Where do they need to improve?
As is the case with just about every bottom eight side, the Bulldogs had a big tally of close losses. Nine losses by eight points or less is a large chunk of missed opportunities over the course of a season. The Bulldogs are labelled the Dogs of war for a reason.
They could scrap with the best of them and push teams to the limit, but the personnel changes, injury and inexperience led to an inability to close games out.
Defensively the Bulldogs weren’t too bad, although they could be better. Most concerning was down their right hand side. Although Reimis Smith and Kerrod Holland were impressive for the Bulldogs in 2018, their flank leaked 43 per cent of their total tries.
They will need to fix this up as soon as possible. They’ll also need to replace the experience and firepower of Brett and Josh Morris. They scored 18 tries over the course of the season and while it may not seem like much they will miss them on the left side for 2019.
The Bulldogs open their season with a tough road trip to New Zealand. They have to travel to Brisbane twice, Townsville, Melbourne and the Gold Coast during the season.

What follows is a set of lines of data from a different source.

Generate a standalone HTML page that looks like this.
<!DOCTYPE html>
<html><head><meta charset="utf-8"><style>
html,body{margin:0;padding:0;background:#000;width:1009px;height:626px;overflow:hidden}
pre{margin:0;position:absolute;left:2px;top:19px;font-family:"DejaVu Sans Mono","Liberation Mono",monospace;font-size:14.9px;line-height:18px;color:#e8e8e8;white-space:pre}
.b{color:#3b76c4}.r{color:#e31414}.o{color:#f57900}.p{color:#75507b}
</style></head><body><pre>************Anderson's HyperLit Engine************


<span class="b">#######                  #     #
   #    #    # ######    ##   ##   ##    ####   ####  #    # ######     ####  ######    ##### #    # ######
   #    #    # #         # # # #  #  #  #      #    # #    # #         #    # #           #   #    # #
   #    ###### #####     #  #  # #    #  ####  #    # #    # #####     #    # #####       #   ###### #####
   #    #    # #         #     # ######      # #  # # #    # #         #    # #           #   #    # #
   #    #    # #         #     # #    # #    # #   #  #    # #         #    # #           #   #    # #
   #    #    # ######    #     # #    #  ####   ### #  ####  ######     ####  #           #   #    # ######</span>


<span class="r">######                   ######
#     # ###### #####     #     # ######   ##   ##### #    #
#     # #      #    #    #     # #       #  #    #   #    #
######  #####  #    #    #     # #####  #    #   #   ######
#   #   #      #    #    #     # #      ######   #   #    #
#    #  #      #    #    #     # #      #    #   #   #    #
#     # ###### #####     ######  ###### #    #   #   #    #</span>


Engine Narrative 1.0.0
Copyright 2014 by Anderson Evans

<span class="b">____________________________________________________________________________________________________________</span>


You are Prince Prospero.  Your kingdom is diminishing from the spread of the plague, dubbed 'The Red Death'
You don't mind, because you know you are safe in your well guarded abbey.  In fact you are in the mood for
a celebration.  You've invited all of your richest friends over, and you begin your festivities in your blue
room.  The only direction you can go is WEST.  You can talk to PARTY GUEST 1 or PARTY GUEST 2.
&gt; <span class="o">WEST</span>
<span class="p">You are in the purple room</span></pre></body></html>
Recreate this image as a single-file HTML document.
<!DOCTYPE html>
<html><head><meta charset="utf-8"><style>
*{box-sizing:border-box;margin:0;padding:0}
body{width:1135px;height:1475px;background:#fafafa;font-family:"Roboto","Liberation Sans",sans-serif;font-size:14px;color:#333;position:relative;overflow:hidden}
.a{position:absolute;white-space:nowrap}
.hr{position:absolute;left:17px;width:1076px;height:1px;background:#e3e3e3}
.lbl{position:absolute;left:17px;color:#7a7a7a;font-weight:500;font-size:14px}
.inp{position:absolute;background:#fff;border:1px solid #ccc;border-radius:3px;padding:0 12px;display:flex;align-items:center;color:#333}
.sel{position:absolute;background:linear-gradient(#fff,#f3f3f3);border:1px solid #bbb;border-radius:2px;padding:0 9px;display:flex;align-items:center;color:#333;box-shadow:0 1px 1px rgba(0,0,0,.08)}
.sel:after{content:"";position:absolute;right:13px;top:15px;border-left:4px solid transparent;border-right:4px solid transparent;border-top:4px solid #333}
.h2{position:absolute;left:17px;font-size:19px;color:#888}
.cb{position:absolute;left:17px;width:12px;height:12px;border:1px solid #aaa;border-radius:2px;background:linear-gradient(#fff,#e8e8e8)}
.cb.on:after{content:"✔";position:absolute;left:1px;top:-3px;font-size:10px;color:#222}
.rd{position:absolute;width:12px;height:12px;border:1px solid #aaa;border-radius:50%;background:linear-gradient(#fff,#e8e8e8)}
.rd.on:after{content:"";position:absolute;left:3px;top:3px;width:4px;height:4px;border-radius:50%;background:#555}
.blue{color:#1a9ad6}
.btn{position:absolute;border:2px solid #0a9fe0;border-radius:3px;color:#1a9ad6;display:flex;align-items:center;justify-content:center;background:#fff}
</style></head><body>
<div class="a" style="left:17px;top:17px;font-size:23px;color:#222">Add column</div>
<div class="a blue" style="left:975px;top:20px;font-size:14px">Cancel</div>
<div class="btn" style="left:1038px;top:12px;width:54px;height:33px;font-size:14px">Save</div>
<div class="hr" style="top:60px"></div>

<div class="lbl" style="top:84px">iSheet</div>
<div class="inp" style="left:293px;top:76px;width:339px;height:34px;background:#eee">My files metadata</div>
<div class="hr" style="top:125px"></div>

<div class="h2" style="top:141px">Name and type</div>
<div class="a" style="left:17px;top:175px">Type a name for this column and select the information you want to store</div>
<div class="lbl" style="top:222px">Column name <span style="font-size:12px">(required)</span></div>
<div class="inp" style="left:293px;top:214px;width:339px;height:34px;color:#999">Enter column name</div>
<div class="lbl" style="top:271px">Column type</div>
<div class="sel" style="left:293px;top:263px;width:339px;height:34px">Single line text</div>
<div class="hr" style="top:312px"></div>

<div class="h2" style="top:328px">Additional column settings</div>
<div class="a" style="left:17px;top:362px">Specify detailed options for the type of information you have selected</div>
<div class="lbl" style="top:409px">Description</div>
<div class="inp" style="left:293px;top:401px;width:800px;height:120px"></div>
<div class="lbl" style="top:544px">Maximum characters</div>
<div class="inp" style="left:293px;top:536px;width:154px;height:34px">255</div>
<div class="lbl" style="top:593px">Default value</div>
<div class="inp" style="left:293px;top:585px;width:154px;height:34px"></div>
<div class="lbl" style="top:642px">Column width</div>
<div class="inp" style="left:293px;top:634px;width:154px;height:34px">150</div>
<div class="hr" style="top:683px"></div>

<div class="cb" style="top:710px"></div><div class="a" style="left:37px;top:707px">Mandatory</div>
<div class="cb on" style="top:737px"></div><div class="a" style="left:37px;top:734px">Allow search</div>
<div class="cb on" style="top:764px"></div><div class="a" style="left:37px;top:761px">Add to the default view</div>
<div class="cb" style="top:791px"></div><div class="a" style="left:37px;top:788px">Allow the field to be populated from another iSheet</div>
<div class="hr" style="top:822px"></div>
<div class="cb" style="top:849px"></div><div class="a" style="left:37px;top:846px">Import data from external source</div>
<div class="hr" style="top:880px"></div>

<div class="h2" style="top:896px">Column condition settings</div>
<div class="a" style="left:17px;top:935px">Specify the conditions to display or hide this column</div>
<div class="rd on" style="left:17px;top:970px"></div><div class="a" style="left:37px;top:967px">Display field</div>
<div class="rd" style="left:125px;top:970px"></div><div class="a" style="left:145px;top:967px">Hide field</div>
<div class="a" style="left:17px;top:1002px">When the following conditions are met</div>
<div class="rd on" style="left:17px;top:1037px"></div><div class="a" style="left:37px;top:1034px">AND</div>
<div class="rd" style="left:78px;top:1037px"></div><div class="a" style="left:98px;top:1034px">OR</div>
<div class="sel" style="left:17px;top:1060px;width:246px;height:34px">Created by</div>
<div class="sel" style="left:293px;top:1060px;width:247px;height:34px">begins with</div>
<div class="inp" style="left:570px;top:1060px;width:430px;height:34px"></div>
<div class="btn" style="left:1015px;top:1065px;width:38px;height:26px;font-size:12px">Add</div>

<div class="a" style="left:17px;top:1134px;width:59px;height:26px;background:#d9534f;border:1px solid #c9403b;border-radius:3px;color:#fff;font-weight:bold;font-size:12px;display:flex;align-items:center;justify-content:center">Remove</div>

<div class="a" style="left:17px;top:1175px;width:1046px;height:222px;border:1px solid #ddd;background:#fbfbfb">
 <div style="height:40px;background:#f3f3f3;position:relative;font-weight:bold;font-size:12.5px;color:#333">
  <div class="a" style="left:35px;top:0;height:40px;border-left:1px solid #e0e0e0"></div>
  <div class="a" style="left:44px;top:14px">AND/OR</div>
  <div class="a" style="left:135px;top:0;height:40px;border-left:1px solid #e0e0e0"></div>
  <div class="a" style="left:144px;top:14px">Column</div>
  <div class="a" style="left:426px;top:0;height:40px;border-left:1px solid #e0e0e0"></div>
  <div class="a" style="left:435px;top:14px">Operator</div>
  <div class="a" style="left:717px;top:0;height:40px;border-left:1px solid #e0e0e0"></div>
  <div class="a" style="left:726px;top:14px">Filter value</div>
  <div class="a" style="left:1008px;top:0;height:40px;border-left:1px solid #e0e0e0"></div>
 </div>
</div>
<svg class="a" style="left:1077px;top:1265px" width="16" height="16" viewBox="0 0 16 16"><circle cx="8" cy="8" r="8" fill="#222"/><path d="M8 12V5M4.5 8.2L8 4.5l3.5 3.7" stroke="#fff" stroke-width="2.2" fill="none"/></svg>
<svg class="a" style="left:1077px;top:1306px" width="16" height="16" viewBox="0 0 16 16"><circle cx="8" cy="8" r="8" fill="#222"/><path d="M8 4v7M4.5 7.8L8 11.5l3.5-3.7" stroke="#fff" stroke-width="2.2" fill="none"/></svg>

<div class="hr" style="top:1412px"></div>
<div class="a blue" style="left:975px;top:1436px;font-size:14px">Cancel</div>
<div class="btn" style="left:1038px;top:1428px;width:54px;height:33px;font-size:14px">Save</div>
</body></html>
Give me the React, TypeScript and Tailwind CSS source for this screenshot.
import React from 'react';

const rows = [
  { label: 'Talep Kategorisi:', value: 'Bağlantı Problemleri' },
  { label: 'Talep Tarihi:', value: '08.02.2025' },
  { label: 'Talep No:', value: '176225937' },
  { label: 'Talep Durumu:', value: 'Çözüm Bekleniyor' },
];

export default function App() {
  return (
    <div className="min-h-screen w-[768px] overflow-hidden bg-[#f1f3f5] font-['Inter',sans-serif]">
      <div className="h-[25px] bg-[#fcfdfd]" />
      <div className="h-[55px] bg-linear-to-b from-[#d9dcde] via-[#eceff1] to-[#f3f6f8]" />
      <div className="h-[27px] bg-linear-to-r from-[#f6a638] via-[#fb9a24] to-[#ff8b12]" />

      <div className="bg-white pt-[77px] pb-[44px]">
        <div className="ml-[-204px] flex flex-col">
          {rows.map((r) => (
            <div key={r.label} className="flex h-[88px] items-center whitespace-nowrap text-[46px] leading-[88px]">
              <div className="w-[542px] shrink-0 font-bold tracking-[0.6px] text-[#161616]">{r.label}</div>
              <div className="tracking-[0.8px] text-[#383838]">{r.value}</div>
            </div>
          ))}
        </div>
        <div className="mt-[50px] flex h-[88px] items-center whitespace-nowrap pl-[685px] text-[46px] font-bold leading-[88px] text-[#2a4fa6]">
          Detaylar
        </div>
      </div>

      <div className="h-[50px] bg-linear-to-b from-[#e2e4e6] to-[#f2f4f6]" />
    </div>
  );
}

They play the Raiders without any Origin representatives, although this may only be Josh Jackson, before Origin 1, and play the Dragons the weekend after. They have the bye before Origin 3, but play the Knights in Newcastle two days later.
The toughest part of the season for the Bulldogs in terms of the draw looks like a seven match stretch from Round 12 to Round 20.
In that time they play the Roosters twice, Broncos in Brisbane, Knights in Newcastle as well as the Sharks, Dragons and Panthers. It may very well be a stretch that cripples their finals aspirations.
How will they go?
The Bulldogs will be in the mix for the wooden spoon this season, their is no two ways about it. They are giving far too much away in their roster to other teams with some massive deficiencies in terms of depth, experience and talent.
The salary cap mismanagement over the past few years has put the Dogs in this predicament and it will take some time to work their way out of it. They will fight hard, as the ‘Dogs of War’ always do, but this will be a danger year for Canterbury in terms of the spoon.